Reproduce, character for character, the lines below from the first through the one with "</dialog-window>". Leave pictures out.

----- STORED DATA

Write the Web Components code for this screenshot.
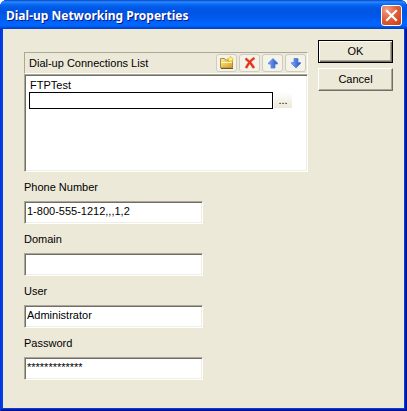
<!DOCTYPE html>
<html lang="en">
<head>
<meta charset="utf-8">
<title>Dial-up Networking Properties</title>
<style>
  body {
    margin: 0;
    background: #fff;
    color: #000;
    font-family: "Liberation Sans", Arial, sans-serif;
    font-size: 11px;
    line-height: 14px;
  }
  .fields {
    display: grid;
    gap: 8px;
    margin-top: 8px;
  }
</style>
</head>
<body>
<dialog-window caption="Dial-up Networking Properties">
  <connection-list label="Dial-up Connections List" item="FTPTest"></connection-list>
  <div class="fields">
    <text-field label="Phone Number" value="1-800-555-1212,,,1,2"></text-field>
    <text-field label="Domain"></text-field>
    <text-field label="User" value="Administrator"></text-field>
    <text-field label="Password" value="*************"></text-field>
  </div>
  <push-button slot="actions" default>OK</push-button>
  <push-button slot="actions">Cancel</push-button>
</dialog-window>

<script>
// Window frame with title bar
class DialogWindow extends HTMLElement {
  constructor() {
    super();
    const shadowRoot = this.attachShadow({ mode: "open" });
    shadowRoot.innerHTML = `
      <style>
        :host {
          display: flex;
          flex-direction: column;
          box-sizing: border-box;
          min-height: 100vh;
          padding: 0 3px 3px;
          background: #0040e6;
          box-shadow: inset 1px 0 #0831d9, inset -1px -1px #00138c, inset -2px -2px #001ea0;
          border-radius: 7px 7px 0 0;
          overflow: hidden;
        }
        header {
          display: flex;
          align-items: center;
          justify-content: space-between;
          height: 29px;
          margin: 0 -3px;
          padding: 2px 5px 0 6px;
          box-sizing: border-box;
          background: linear-gradient(#0842c4 0, #2b8bff 2px, #0a6cf5 4px, #0058e6 8px, #0054e3 13px, #005cf2 19px, #0066ff 24px, #0062f8 26px, #0048d0 28px, #003dc4 29px);
        }
        h1 {
          margin: 0;
          color: #fff;
          font: bold 12px/18px "Noto Sans", "Open Sans", sans-serif;
          text-shadow: 1px 1px #0a1883;
          white-space: nowrap;
        }
        .close {
          width: 21px;
          height: 21px;
          padding: 0;
          border: 1px solid #fff;
          border-radius: 3px;
          background: radial-gradient(circle at 25% 20%, #f0a088, #e2603c 45%, #c63c14);
        }
        .close svg {
          display: block;
          width: 19px;
          height: 19px;
        }
        main {
          flex: 1;
          display: flex;
          gap: 10px;
          padding: 11px 11px 20px 21px;
          background: #ece9d8;
        }
        .content {
          flex: 1;
          min-width: 0;
          padding-top: 12px;
        }
        .actions {
          display: flex;
          flex-direction: column;
          gap: 5px;
          width: 75px;
        }
      </style>
      <header>
        <h1></h1>
        <button class="close" type="button" aria-label="Close">
          <svg viewBox="0 0 19 19"><path d="M5 5l9 9M14 5l-9 9" stroke="#fff" stroke-width="2.2" stroke-linecap="square"/></svg>
        </button>
      </header>
      <main>
        <div class="content"><slot></slot></div>
        <div class="actions"><slot name="actions"></slot></div>
      </main>
    `;
    shadowRoot.querySelector("h1").textContent = this.getAttribute("caption") || "";
  }
}
customElements.define("dialog-window", DialogWindow);

// Classic raised button
class PushButton extends HTMLElement {
  constructor() {
    super();
    const shadowRoot = this.attachShadow({ mode: "open" });
    shadowRoot.innerHTML = `
      <style>
        :host {
          display: block;
        }
        button {
          display: block;
          width: 100%;
          height: 23px;
          padding: 0 0 2px;
          border: 1px solid;
          border-color: #fff #716f64 #716f64 #fff;
          background: #ece9d8;
          box-shadow: inset -1px -1px #aca899;
          color: #000;
          font: inherit;
        }
        :host([default]) button {
          border-color: #000;
          box-shadow: inset 1px 1px #fff, inset -1px -1px #716f64, inset -2px -2px #aca899;
        }
      </style>
      <button type="button"><slot></slot></button>
    `;
  }
}
customElements.define("push-button", PushButton);

// Small toolbar button with one of the icons below
const icons = {
  New: `
    <defs><linearGradient id="g" x2="1" y2="1"><stop stop-color="#fff0a0"/><stop offset="1" stop-color="#d29a20"/></linearGradient></defs>
    <path d="M1.500 3.500h4l1 1.500h7v8h-12z" fill="url(#g)" stroke="#b08a35"/>
    <path d="M2 13.500h12" stroke="#6b5a30"/>
    <path d="M2 7.500h11" stroke="#fff3b5"/>
    <path d="M11.500 1l1 2 2 .5-1.500 1.500.5 2-2-1-2 1 .5-2L8.500 3.500l2-.5z" fill="#fff27a" stroke="#e2b524" stroke-width=".6"/>`,
  Delete: `
    <path d="M3.500 3.500c3 2 6 5 8.500 9.500M12.500 3C9 5 6 9 4 13" fill="none" stroke="#f4a08c" stroke-width="3"/>
    <path d="M3.500 3.500c3 2 6 5 8.500 9.500M12.500 3C9 5 6 9 4 13" fill="none" stroke="#e3301a" stroke-width="2"/>`,
  Up: `
    <defs><linearGradient id="g" x2="1"><stop stop-color="#7fa8f5"/><stop offset="1" stop-color="#2450c0"/></linearGradient></defs>
    <path d="M8 3.500L12.500 8v1H10v4H6V9H3.500V8z" fill="url(#g)" stroke="#5580dc" stroke-width=".8"/>`,
  Down: `
    <defs><linearGradient id="g" x2="1"><stop stop-color="#7fa8f5"/><stop offset="1" stop-color="#2450c0"/></linearGradient></defs>
    <path d="M8 13L12.500 8.500v-1H10v-4H6v4H3.500v1z" fill="url(#g)" stroke="#5580dc" stroke-width=".8"/>`
};

class ToolButton extends HTMLElement {
  constructor() {
    super();
    const name = this.getAttribute("icon");
    const shadowRoot = this.attachShadow({ mode: "open" });
    shadowRoot.innerHTML = `
      <style>
        :host {
          display: block;
        }
        button {
          display: grid;
          place-items: center;
          width: 21px;
          height: 18px;
          padding: 0;
          border: 1px solid #cfccbe;
          border-radius: 3px;
          background: #f4f3ea;
        }
        svg {
          display: block;
          width: 16px;
          height: 16px;
        }
      </style>
      <button type="button" aria-label="${name}"><svg viewBox="0 0 16 16">${icons[name]}</svg></button>
    `;
  }
}
customElements.define("tool-button", ToolButton);

// List of connections, the last row is being edited
class ConnectionList extends HTMLElement {
  constructor() {
    super();
    const shadowRoot = this.attachShadow({ mode: "open" });
    shadowRoot.innerHTML = `
      <style>
        :host {
          display: block;
        }
        .bar {
          display: flex;
          align-items: center;
          gap: 2px;
          height: 22px;
          box-sizing: border-box;
          padding: 0 1px 0 4px;
          border: 1px solid;
          border-color: #aca899 #fff #fff #aca899;
        }
        .bar span {
          flex: 1;
        }
        .list {
          height: 98px;
          box-sizing: border-box;
          padding: 3px 15px 3px 4px;
          border: 1px solid;
          border-color: #aca899 #fff #fff #aca899;
          background: #fff;
          box-shadow: inset 1px 1px #716f64, inset -1px -1px #f1efe2;
        }
        .item {
          padding-left: 1px;
        }
        .edit {
          display: flex;
          gap: 1px;
        }
        input {
          flex: 1;
          min-width: 0;
          height: 17px;
          box-sizing: border-box;
          padding: 0 2px;
          border: 1px solid #000;
          background: #fff;
          font: inherit;
          outline: none;
        }
        .edit button {
          width: 18px;
          height: 16px;
          padding: 0;
          border: 0;
          background: linear-gradient(#fff, #ece9d8);
          color: #000;
          font: inherit;
        }
      </style>
      <div class="bar">
        <span></span>
        <tool-button icon="New"></tool-button>
        <tool-button icon="Delete"></tool-button>
        <tool-button icon="Up"></tool-button>
        <tool-button icon="Down"></tool-button>
      </div>
      <div class="list">
        <div class="item"></div>
        <div class="edit">
          <input type="text" aria-label="Connection name">
          <button type="button">...</button>
        </div>
      </div>
    `;
    shadowRoot.querySelector(".bar span").textContent = this.getAttribute("label") || "";
    shadowRoot.querySelector(".item").textContent = this.getAttribute("item") || "";
  }
}
customElements.define("connection-list", ConnectionList);

// Label above a sunken text box
class TextField extends HTMLElement {
  constructor() {
    super();
    const shadowRoot = this.attachShadow({ mode: "open" });
    shadowRoot.innerHTML = `
      <style>
        :host {
          display: block;
          max-width: 179px;
        }
        label {
          display: block;
          margin-bottom: 7px;
        }
        input {
          display: block;
          width: 100%;
          height: 23px;
          box-sizing: border-box;
          padding: 0 2px 3px;
          border: 1px solid;
          border-color: #aca899 #fff #fff #aca899;
          background: #fff;
          box-shadow: inset 1px 1px #716f64, inset -1px -1px #f1efe2;
          color: #000;
          font: inherit;
          outline: none;
        }
      </style>
      <label for="box"></label>
      <input id="box" type="text" spellcheck="false" autocomplete="off">
    `;
    shadowRoot.querySelector("label").textContent = this.getAttribute("label") || "";
    shadowRoot.querySelector("input").value = this.getAttribute("value") || "";
  }
}
customElements.define("text-field", TextField);
</script>
</body>
</html>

----------

◆ **ANSWER FOR THE TASK**
Write the Web Components code for this screenshot.
<!DOCTYPE html>
<html lang="en">
<head>
<meta charset="utf-8">
<title>Dial-up Networking Properties</title>
<style>
  body {
    margin: 0;
    background: #fff;
    color: #000;
    font-family: "Liberation Sans", Arial, sans-serif;
    font-size: 11px;
    line-height: 14px;
  }
  .fields {
    display: grid;
    gap: 8px;
    margin-top: 8px;
  }
</style>
</head>
<body>
<dialog-window caption="Dial-up Networking Properties">
  <connection-list label="Dial-up Connections List" item="FTPTest"></connection-list>
  <div class="fields">
    <text-field label="Phone Number" value="1-800-555-1212,,,1,2"></text-field>
    <text-field label="Domain"></text-field>
    <text-field label="User" value="Administrator"></text-field>
    <text-field label="Password" value="*************"></text-field>
  </div>
  <push-button slot="actions" default>OK</push-button>
  <push-button slot="actions">Cancel</push-button>
</dialog-window>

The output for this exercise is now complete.